UTOPIA IN BLOOM

HOMELANDS AFTER HEARTY WET SEASONS
April 22, 2022
UTOPIA IN BLOOM
 
As seen through the eyes (and lens) of esteemed artist and our Utopia correspondent Genevieve Loy are flashes of bush tomato flowers, native desert blossoms and other beautifully captured moments from bush tucker gathering in Anmatyerre country - featuring a ripe bush banana (below), it's taste concisely compared to that of a "nutty cucumber" by gallery director, Venita Poblocki. 
 
Utopia
 
Utopia is a remote Aboriginal homelands region nestled in the Northern Territory, some 270 km north-east of Alice Springs. It covers a vast area of desert terrain - approximately 3,500 square kilometres - and is home to several Aboriginal language groups, including the Alyawarre, Anmatyerre and Kaytej peoples. Known not only for its vibrant landscape of red soil, rocky outcrops, and winding, intersecting creek beds, Utopia is renowned as a region that has produced some of the most famous Aboriginal artists since the genesis of the Central and Western Desert art movements. The emergence of artists such as Emily Kame Kngwarreye and Gloria Petyarre significantly influenced the contemporary industry of Aboriginal art as it gained momentum during the second half of the 20th century. Since the formation of the Women’s Batik Group in 1978, where female artists began painting intricate designs on brightly coloured silks and fabrics, Utopia has forged a legacy of artistic excellence - a seemingly boundless source of creative spirit, nurtured by the rich cultural significance of the region and its unmatched sense of community. 
 
Utopia
 
Genevieve's relationship to her country is a primary influence to her art, such as her Bush Turkey Dreaming paintings.

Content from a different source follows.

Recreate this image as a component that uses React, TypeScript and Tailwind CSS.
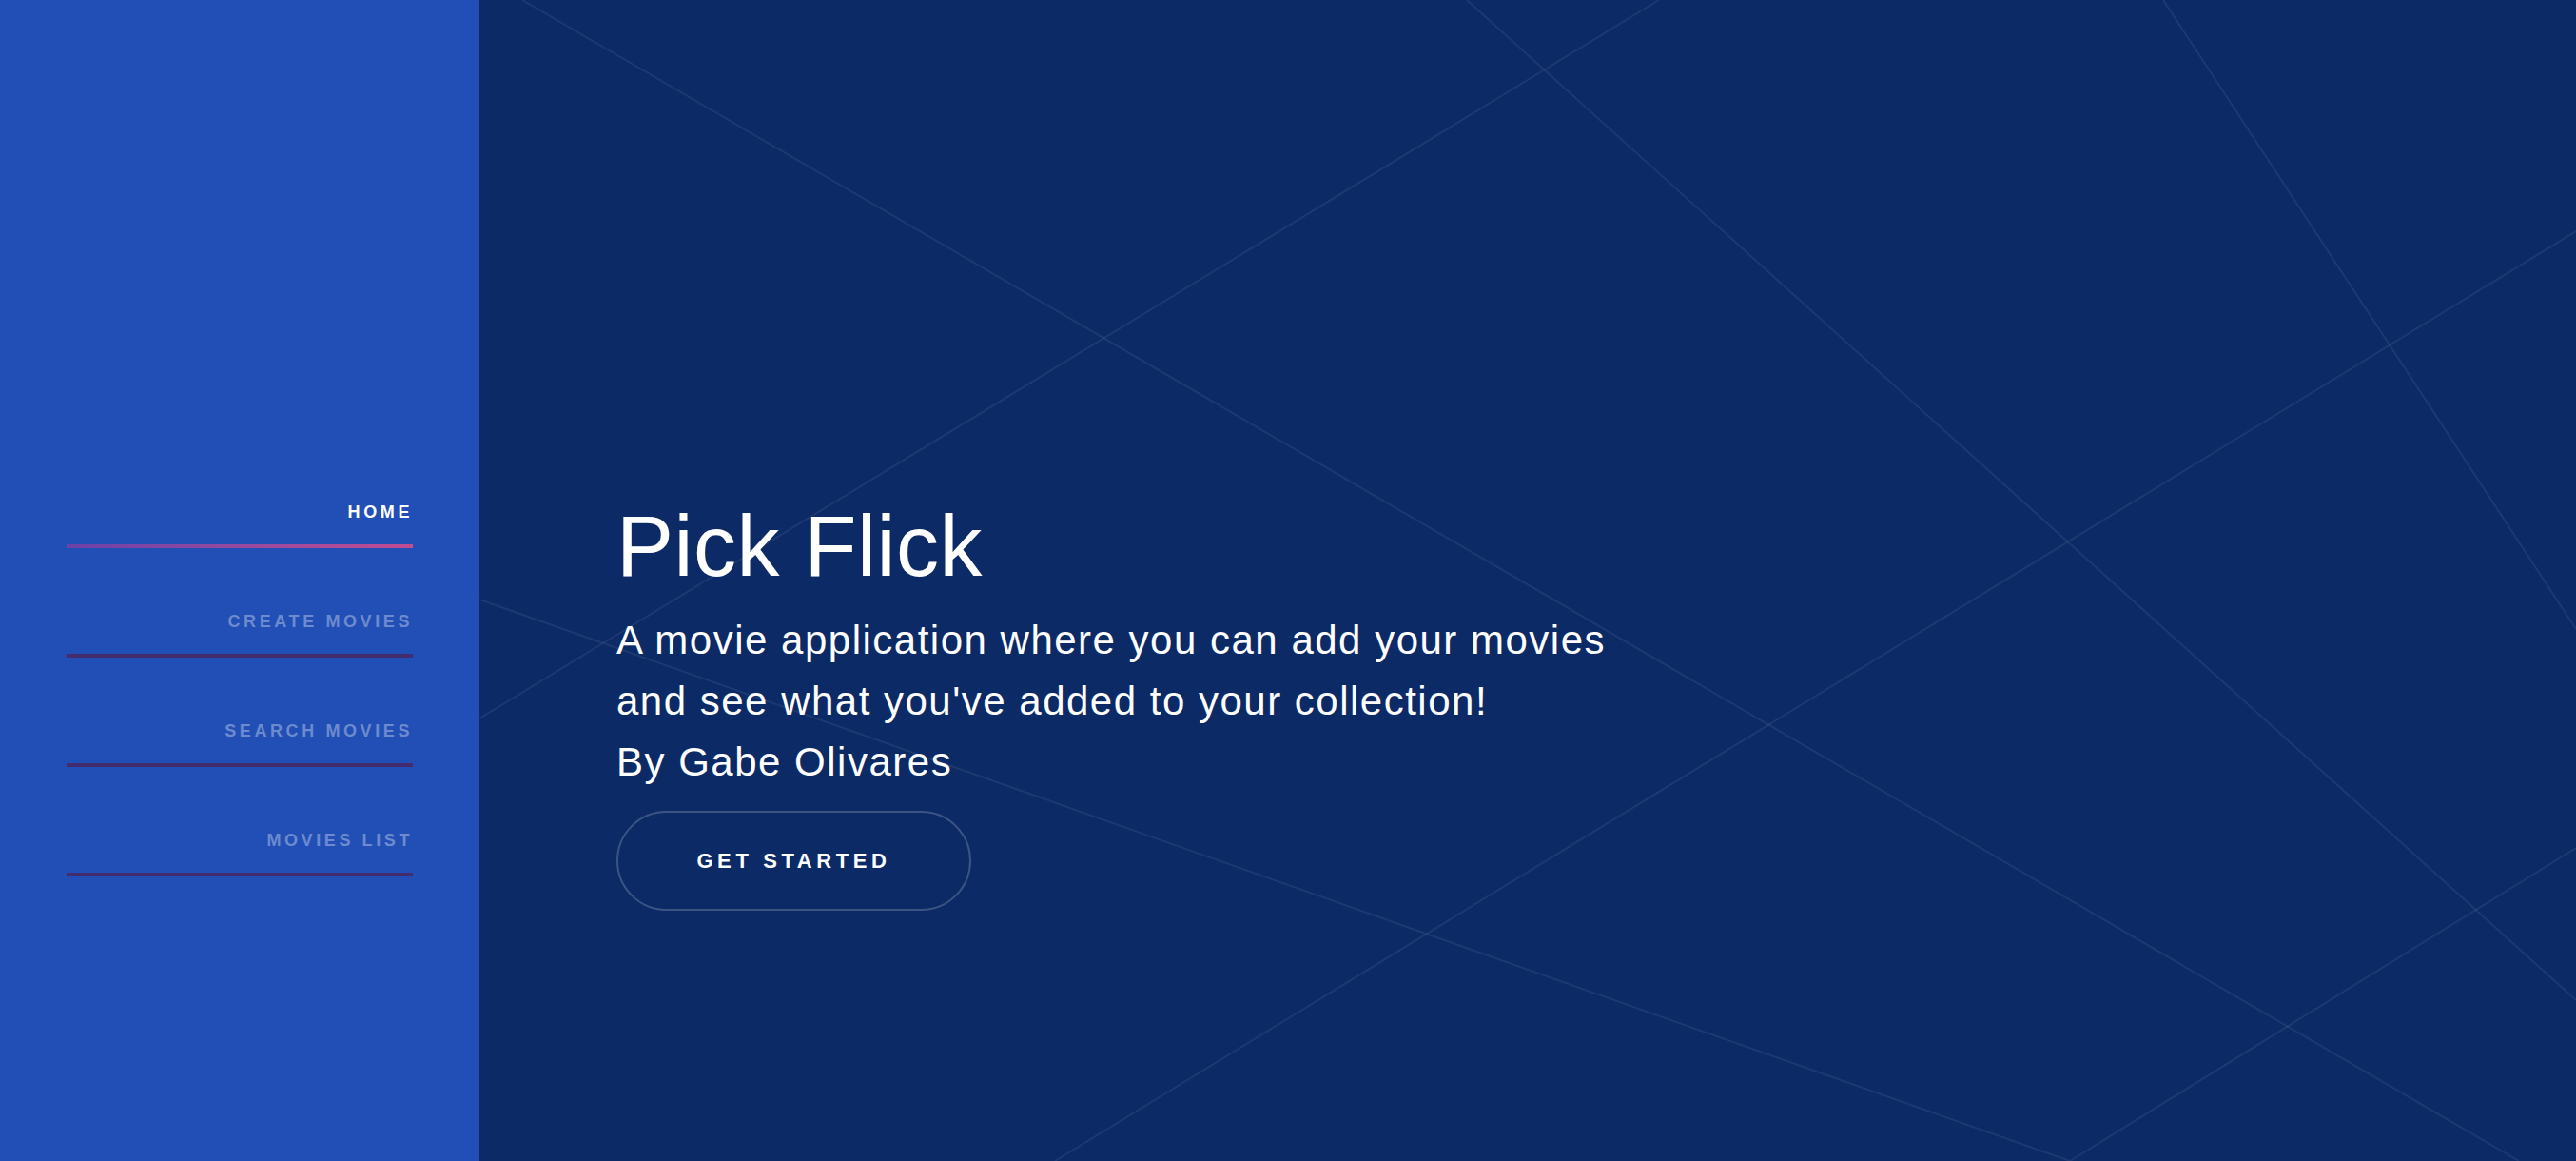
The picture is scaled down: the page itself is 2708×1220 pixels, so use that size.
import React from "react";

const navItems = [
  { label: "Home", active: true },
  { label: "Create Movies", active: false },
  { label: "Search Movies", active: false },
  { label: "Movies List", active: false },
];

// background lines, coords relative to the main panel (2204 x 1220)
const lines = [
  [45, 0, 2144, 1220],
  [1240, 0, 0, 755],
  [1038, 0, 2204, 1051],
  [605, 1220, 2204, 243],
  [1770, 0, 2204, 661],
  [0, 630, 1672, 1220],
  [1672, 1220, 2204, 891],
];

function Sidebar() {
  return (
    <aside className="w-[504px] shrink-0 bg-[#214fb5] px-[70px] pt-[529px]">
      <nav className="flex flex-col gap-[68px]">
        {navItems.map((item) => (
          <a key={item.label} href="#" className="flex flex-col">
            <span
              className={
                "text-right text-[18px] leading-[18px] font-bold uppercase tracking-[3.6px] " +
                (item.active ? "text-white" : "text-white/35")
              }
            >
              {item.label}
            </span>
            <span
              className={
                "mt-[25px] block h-1 w-full " +
                (item.active
                  ? "bg-gradient-to-r from-[#6c41a8] to-[#c24b92]"
                  : "bg-[#432c6e]")
              }
            />
          </a>
        ))}
      </nav>
    </aside>
  );
}

function Hero() {
  return (
    <main className="relative flex-1 overflow-hidden bg-[#0c2a66]">
      <svg
        className="absolute inset-0 h-full w-full"
        viewBox="0 0 2204 1220"
        preserveAspectRatio="none"
      >
        {lines.map(([x1, y1, x2, y2], i) => (
          <line
            key={i}
            x1={x1}
            y1={y1}
            x2={x2}
            y2={y2}
            stroke="#ffffff"
            strokeOpacity={0.07}
            strokeWidth={2}
          />
        ))}
      </svg>
      <div className="relative flex flex-col items-start pl-[144px] pt-[529px] text-white">
        <h1 className="text-[90px] leading-[90px] font-normal tracking-[0.5px]">Pick Flick</h1>
        <p className="mt-[22px] text-[42px] leading-[64px] tracking-[1.5px]">
          A movie application where you can add your movies
          <br />
          and see what you've added to your collection!
          <br />
          By Gabe Olivares
        </p>
        <button className="mt-[19px] flex h-[105px] w-[373px] items-center justify-center rounded-full border-2 border-white/20 text-[22px] font-bold uppercase tracking-[4.6px] text-white">
          Get Started
        </button>
      </div>
    </main>
  );
}

export default function App() {
  return (
    <div
      className="flex h-[1220px] w-full"
      style={{ fontFamily: '"Liberation Sans", Arial, Helvetica, sans-serif' }}
    >
      <Sidebar />
      <Hero />
    </div>
  );
}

Cowboy Loy Pwerle (dec.), Genevieve's father, was a senior custodian of the story of the Bush Turkey Dreaming - Genevieve paints these stories and her father's country, and with a delicate hand, depicts the tracks of the bush turkey as it searches for seeds and other tucker, making its way to the waterhole. 
 
Using the traditional dotting technique, Genevieve transforms her canvases with meticulously curled, elegant wisps of harmonious colour, and masterfully aligns delicate segments the vibrant to that correlate to the bush turkey's path to the water hole. Genevieve's mature grasp of colour, design and resolved aesthetic direction express Genevieve's own re-imagining of the Dreaming stories.